▸ Data in this exercise:
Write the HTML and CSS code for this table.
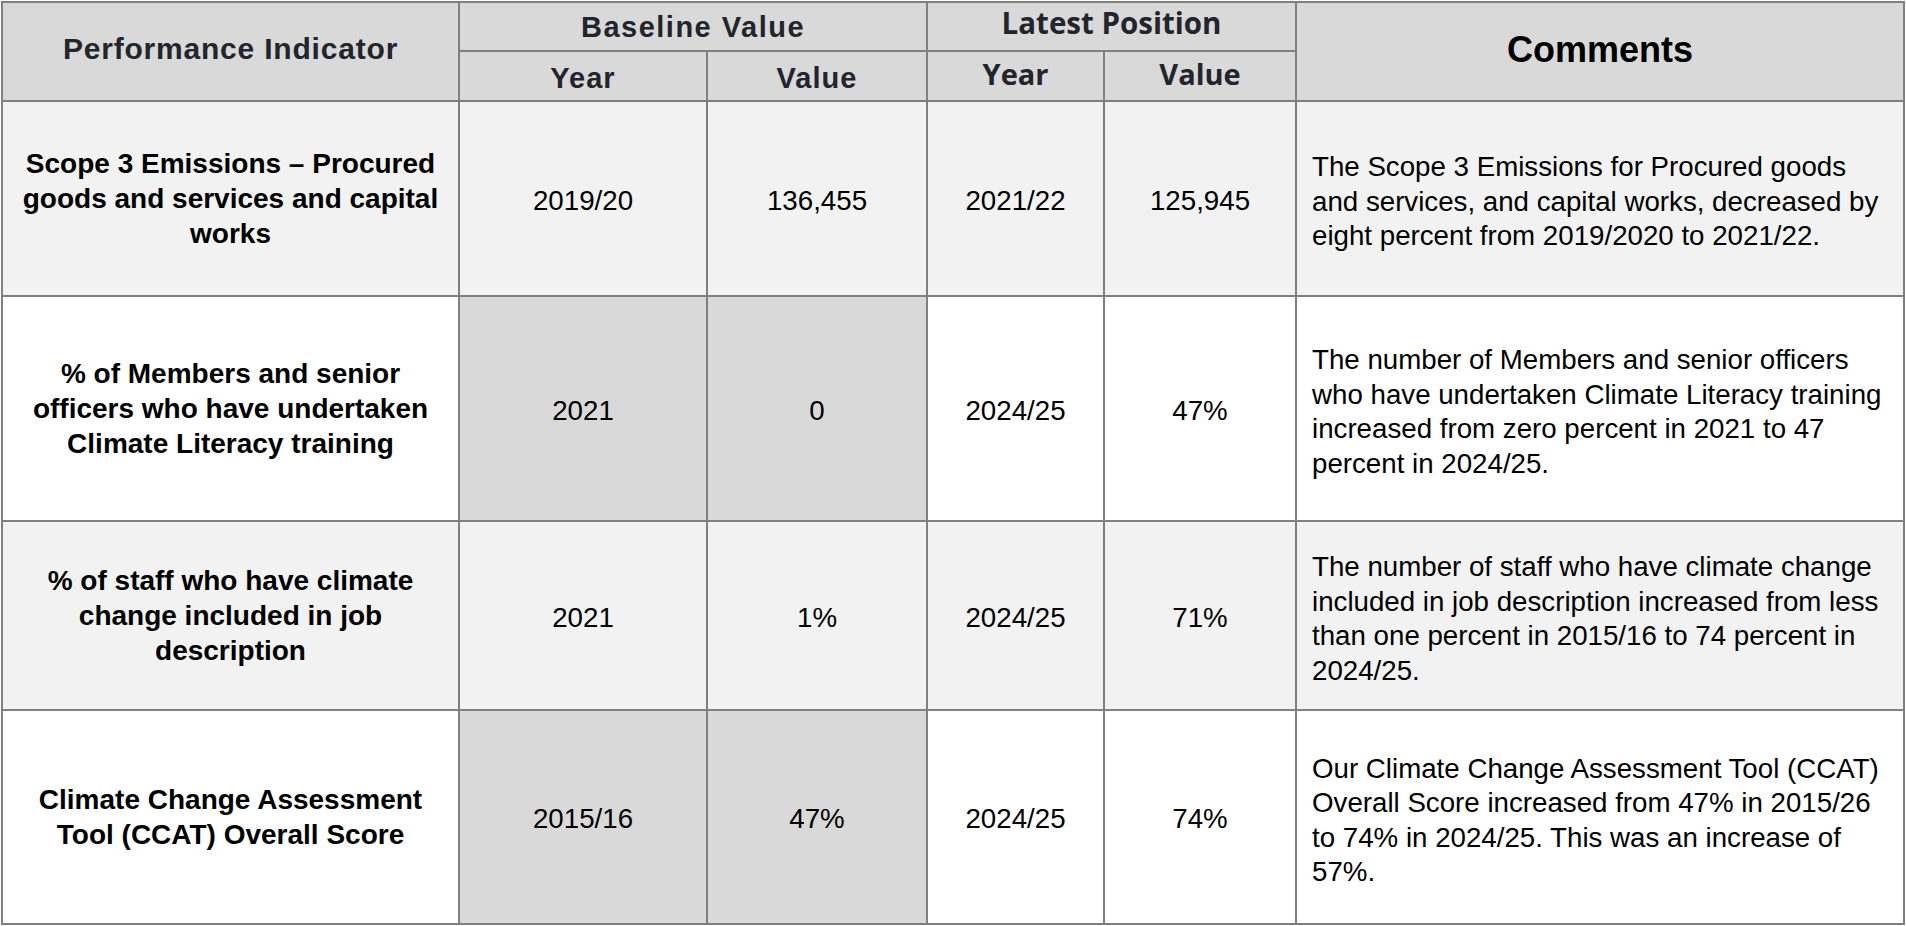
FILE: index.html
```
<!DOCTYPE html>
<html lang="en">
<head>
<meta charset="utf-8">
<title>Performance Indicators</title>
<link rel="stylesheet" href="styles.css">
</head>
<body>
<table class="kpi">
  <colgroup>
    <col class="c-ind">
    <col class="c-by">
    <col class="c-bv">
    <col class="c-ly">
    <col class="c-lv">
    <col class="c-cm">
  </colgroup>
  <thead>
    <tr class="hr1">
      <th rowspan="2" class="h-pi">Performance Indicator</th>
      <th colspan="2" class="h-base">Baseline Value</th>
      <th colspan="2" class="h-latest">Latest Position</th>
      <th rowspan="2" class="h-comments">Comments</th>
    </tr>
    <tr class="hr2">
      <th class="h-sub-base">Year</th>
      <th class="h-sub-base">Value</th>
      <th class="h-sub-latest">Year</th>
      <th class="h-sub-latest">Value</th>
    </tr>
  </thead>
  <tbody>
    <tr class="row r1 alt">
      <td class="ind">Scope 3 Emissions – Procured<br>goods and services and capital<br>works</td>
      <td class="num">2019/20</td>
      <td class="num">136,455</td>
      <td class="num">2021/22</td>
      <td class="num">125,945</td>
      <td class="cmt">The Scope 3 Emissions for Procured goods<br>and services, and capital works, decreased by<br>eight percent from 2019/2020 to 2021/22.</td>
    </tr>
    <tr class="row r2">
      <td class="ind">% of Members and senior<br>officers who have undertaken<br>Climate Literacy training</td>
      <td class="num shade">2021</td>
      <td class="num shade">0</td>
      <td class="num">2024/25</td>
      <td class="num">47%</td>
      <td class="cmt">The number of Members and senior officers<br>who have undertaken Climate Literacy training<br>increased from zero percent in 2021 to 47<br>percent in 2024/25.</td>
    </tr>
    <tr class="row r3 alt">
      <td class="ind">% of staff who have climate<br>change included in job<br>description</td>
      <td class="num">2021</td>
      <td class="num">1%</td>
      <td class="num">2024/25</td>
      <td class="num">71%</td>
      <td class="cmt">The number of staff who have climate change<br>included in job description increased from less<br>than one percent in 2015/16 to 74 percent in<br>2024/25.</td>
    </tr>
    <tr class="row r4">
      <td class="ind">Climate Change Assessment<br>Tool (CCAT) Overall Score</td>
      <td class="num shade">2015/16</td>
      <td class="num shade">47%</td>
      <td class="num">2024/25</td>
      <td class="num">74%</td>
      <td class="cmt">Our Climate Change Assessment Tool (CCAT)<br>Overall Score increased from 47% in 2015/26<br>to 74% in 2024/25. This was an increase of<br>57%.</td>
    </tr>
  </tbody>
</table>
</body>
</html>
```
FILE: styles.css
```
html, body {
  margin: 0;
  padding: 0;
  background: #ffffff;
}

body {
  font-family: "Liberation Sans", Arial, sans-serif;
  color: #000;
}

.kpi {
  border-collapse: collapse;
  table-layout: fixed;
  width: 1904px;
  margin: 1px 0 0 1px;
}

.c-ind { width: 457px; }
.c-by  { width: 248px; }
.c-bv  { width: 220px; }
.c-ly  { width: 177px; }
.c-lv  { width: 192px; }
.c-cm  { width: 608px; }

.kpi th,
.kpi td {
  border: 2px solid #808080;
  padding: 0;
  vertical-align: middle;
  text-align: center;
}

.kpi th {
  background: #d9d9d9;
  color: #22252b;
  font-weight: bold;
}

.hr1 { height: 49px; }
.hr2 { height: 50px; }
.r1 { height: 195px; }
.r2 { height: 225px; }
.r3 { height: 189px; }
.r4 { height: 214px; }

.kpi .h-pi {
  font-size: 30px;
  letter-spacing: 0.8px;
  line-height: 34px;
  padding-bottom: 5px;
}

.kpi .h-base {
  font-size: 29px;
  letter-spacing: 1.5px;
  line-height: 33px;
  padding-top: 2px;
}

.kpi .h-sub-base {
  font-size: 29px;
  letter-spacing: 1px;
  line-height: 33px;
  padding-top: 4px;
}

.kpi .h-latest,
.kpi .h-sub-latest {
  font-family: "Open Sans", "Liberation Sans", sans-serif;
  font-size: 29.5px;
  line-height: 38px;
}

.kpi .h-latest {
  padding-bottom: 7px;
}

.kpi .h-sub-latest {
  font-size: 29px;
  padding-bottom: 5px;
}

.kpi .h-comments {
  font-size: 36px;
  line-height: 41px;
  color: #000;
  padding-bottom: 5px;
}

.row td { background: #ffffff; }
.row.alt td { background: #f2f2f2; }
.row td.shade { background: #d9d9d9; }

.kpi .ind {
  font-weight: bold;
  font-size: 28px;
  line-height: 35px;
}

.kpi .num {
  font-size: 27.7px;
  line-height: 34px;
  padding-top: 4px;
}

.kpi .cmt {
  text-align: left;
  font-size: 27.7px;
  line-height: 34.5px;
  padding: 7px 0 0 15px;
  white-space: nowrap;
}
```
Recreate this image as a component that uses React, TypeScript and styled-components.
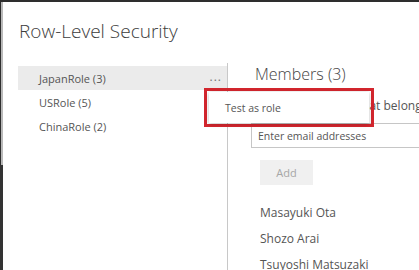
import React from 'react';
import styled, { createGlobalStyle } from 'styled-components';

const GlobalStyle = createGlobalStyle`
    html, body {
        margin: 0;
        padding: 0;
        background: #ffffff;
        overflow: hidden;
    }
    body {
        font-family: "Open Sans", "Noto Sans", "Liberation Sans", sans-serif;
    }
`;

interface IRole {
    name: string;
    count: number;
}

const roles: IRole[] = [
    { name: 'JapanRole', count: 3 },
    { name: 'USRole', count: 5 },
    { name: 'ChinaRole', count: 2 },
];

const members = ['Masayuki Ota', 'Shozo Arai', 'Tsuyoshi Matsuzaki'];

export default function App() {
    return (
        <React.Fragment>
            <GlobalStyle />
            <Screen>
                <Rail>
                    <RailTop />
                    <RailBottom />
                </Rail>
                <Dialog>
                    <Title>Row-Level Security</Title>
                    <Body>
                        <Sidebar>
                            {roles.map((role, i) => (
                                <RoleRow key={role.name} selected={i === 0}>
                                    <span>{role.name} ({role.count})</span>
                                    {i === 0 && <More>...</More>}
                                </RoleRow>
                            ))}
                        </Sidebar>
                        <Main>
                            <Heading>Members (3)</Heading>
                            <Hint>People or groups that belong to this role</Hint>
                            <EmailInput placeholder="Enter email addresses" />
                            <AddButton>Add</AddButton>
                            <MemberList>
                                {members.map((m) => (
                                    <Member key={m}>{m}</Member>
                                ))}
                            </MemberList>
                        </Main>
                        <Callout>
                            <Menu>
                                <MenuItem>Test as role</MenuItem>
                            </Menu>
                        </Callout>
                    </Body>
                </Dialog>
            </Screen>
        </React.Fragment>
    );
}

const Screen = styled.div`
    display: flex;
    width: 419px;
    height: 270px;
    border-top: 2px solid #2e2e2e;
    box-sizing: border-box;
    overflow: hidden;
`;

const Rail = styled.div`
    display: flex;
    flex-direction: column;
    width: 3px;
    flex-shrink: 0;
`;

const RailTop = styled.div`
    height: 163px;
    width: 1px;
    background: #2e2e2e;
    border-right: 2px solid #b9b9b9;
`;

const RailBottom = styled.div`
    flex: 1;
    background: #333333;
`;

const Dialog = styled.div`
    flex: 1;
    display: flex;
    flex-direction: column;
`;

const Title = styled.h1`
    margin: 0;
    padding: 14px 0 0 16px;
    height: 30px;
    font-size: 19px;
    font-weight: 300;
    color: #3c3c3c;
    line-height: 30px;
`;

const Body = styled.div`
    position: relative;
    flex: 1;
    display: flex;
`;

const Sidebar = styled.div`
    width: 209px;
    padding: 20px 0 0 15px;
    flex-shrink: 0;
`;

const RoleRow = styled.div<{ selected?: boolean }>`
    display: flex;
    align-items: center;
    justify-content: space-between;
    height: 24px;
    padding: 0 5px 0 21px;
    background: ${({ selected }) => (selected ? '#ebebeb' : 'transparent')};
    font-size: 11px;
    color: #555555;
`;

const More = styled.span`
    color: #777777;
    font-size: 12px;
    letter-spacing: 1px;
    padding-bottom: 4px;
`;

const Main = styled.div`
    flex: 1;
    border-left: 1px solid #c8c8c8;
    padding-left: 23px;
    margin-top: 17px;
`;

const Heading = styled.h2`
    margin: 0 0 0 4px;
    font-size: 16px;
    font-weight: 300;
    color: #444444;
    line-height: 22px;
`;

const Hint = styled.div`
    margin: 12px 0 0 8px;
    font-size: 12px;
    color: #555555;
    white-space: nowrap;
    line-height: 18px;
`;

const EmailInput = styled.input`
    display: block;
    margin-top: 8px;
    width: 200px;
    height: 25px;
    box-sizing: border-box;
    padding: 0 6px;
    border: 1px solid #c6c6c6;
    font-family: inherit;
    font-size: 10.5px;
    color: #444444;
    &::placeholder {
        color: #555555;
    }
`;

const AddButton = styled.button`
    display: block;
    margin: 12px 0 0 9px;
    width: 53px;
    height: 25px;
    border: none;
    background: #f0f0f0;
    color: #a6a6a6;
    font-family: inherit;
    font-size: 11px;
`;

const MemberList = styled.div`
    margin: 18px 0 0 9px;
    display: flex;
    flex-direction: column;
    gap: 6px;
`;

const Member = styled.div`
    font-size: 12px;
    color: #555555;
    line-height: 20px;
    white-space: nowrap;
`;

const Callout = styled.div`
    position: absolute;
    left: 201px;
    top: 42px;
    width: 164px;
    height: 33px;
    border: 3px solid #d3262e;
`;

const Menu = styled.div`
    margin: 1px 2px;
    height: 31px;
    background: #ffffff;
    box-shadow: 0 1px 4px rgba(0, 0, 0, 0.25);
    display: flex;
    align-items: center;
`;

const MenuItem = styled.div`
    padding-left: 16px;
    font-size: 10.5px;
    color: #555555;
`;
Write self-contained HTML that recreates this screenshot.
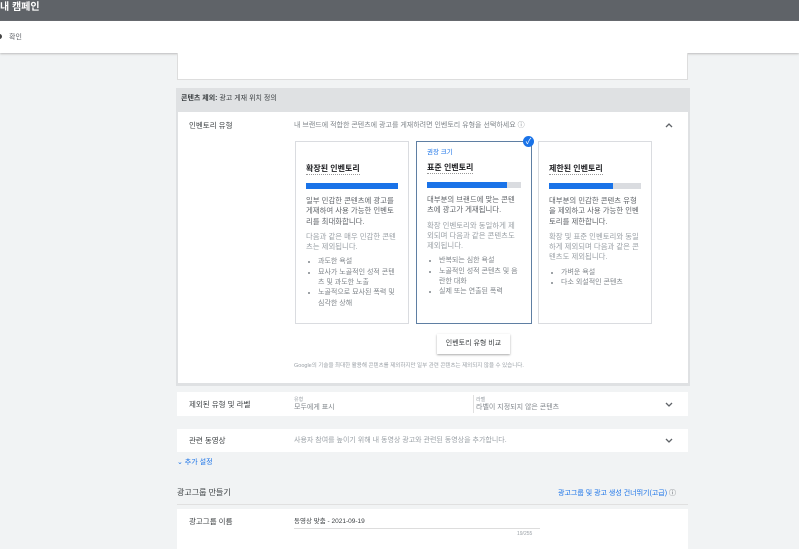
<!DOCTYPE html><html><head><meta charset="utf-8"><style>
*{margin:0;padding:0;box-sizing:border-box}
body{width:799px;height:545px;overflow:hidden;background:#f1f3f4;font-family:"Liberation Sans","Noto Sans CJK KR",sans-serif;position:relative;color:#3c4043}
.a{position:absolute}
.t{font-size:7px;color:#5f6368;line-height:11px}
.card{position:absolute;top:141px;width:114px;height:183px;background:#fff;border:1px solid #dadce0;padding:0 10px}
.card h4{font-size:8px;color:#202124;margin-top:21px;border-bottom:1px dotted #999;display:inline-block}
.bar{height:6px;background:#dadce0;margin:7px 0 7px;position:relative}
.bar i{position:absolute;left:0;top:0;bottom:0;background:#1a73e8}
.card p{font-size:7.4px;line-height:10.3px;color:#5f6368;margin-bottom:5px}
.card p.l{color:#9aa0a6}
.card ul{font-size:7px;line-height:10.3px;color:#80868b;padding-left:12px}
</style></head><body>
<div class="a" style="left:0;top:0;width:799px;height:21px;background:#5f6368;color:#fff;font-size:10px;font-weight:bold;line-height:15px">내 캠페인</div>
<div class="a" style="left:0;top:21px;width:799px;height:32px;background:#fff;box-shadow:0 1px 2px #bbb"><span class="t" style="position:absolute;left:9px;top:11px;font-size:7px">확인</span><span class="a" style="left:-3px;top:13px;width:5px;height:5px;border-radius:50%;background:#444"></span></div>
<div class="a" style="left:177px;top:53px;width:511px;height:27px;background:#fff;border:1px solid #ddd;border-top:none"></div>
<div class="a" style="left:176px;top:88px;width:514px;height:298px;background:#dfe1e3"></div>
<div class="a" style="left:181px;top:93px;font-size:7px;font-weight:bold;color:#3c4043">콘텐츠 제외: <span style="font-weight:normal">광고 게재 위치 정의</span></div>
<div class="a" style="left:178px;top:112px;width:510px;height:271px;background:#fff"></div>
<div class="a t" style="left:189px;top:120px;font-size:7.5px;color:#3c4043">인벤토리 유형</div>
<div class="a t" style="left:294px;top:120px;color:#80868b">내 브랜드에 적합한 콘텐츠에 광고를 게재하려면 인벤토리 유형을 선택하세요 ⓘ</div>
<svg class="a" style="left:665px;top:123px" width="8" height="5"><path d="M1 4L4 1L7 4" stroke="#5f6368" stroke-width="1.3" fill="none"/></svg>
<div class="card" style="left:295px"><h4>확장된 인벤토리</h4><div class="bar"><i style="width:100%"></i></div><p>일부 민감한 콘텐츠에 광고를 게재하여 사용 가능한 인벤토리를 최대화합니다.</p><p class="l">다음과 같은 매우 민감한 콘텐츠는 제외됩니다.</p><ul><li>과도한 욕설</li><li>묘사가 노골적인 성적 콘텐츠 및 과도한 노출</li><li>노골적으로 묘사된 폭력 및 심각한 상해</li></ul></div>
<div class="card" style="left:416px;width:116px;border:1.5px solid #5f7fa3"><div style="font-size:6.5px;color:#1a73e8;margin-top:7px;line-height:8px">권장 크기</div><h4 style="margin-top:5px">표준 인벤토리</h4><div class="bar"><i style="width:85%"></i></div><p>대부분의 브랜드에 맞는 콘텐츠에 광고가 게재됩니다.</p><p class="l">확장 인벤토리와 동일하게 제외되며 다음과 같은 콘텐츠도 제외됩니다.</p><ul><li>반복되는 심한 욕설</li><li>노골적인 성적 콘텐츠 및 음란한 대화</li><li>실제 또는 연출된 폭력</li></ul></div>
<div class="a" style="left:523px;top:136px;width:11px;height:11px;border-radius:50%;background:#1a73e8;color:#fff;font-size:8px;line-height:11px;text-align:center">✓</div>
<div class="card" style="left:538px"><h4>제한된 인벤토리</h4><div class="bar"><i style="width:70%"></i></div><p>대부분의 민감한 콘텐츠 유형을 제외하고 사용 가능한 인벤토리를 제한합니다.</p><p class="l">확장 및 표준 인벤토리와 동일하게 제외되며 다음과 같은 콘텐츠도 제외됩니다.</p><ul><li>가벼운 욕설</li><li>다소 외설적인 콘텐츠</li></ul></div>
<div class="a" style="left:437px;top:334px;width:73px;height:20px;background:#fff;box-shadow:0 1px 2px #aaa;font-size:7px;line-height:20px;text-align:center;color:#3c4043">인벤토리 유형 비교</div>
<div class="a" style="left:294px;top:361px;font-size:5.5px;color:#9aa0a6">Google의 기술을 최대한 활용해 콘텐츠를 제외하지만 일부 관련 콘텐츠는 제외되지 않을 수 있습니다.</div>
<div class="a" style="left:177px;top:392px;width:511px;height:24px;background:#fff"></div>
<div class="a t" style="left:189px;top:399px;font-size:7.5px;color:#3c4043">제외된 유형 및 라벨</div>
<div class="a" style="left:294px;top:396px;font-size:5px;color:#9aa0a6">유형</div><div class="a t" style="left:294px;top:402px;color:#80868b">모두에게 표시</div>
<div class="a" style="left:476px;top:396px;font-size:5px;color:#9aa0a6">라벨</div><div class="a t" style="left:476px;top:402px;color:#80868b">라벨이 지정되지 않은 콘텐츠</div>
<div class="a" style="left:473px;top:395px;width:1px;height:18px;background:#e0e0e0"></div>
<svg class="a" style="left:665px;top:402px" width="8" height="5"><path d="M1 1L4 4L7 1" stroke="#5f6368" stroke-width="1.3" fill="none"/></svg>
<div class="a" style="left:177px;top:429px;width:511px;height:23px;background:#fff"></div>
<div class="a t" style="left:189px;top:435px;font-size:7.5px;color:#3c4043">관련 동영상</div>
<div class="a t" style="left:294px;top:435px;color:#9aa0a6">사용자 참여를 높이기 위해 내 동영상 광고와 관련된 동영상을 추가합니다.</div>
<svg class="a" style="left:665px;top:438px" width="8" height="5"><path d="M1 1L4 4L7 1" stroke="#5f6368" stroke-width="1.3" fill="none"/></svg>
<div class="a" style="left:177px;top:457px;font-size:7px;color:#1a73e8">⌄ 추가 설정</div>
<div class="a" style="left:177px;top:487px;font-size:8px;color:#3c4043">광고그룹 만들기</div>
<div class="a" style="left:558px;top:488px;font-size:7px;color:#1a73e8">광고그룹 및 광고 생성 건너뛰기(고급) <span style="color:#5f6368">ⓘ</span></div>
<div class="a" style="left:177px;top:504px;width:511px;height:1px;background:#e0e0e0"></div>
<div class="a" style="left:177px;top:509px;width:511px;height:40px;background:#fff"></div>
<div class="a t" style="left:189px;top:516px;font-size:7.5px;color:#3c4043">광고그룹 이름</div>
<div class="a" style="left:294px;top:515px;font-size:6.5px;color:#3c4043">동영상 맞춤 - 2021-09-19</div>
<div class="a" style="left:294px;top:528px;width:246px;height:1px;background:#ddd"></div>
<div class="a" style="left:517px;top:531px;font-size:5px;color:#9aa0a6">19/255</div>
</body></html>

▸ Task to carry out:
Note how many lines in the material hold the word "table", and give that number with nothing added.

▸ Answer for the task:
4